Many homes have been added in Solvang over the years. The Jackson family’s Alisal Ranch built a lake and upwards of 80 residences around their golf course. New subdivisions included Creekside’s seventy-four lots in 1979, around 66 lots in Village Collection, 76 or so in Nyborg Estates, sixty-seven parcels called Sunrise Village begun in 1979, a dozen or two houses along Fjord Drive called Alisal Meadows, and most recently about 175 homes in Skytt Mesa. There are 34 “Thoroughbred” condos, 31 “Solvang” condos, 22 “Rosenborg” condos, 84 “Mission Oaks – Phase One” units plus a bunch in Phase Two. Small shopping centers went up on the northwest and southwest sides of the intersection of Alamo Pintado and Mission Drive.

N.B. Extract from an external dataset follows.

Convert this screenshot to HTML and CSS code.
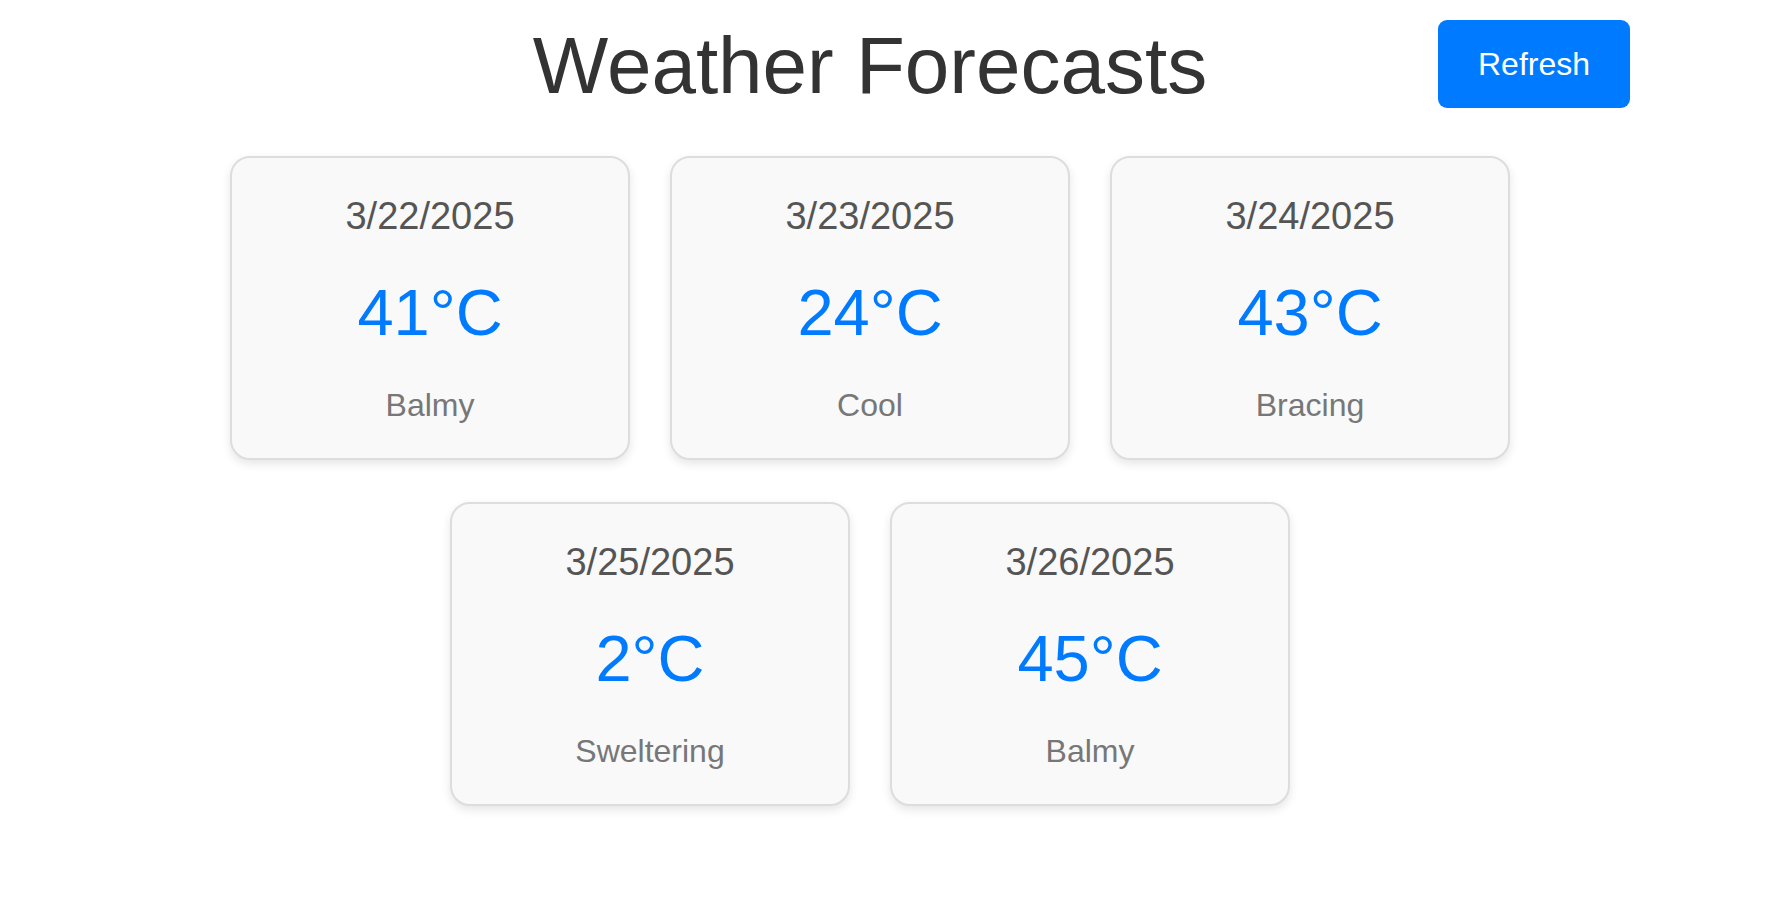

An animal park run by Pat and Ted Derby had a short life in Buellton, featuring Tugboat Annie and a menagerie with Brosi (a Siberian tiger), Neena the elephant, and a 600 pound bear, Sweet William, among others. Two subdivisions added about 50 twenty-acre parcels in the Jonata/Bobcat Springs area. The town incorporated in 1992, and extended the civic boundaries to allow hundreds of new homes. In 2024, local landmark Pea Soup Andersen’s closed its doors after a century serving travelers. Firestone/Walker and Figueroa Mountain Breweries are popular additions. A Tractor Supply chain store has claimed the big box hardware niche. And there’s CVS and Albertsons and their outliers. The huge ganja greenhouses on the riverside are a novel touch.
Educationally speaking, I am impressed by better offerings and infrastructure at all the schools. The Advanced Placement courses my kids took at SYVUHS were far beyond what I encountered. The Fighting Bobcats of SY Elementary now have a gym and more playing fields. SY High built a drama theater and new classrooms. Los Olivos’ campus is much improved. Solvang School was remodeled and added a culinary program. Jonata has accrued new students, faculty, and infrastructure. Ballard School added new classrooms and playgrounds.
I love Refugio Beach, so in closing I’m making it an honorary part of the Valley. Surfboards have gotten shorter, and sadly the State has allowed all the palm trees to wash away.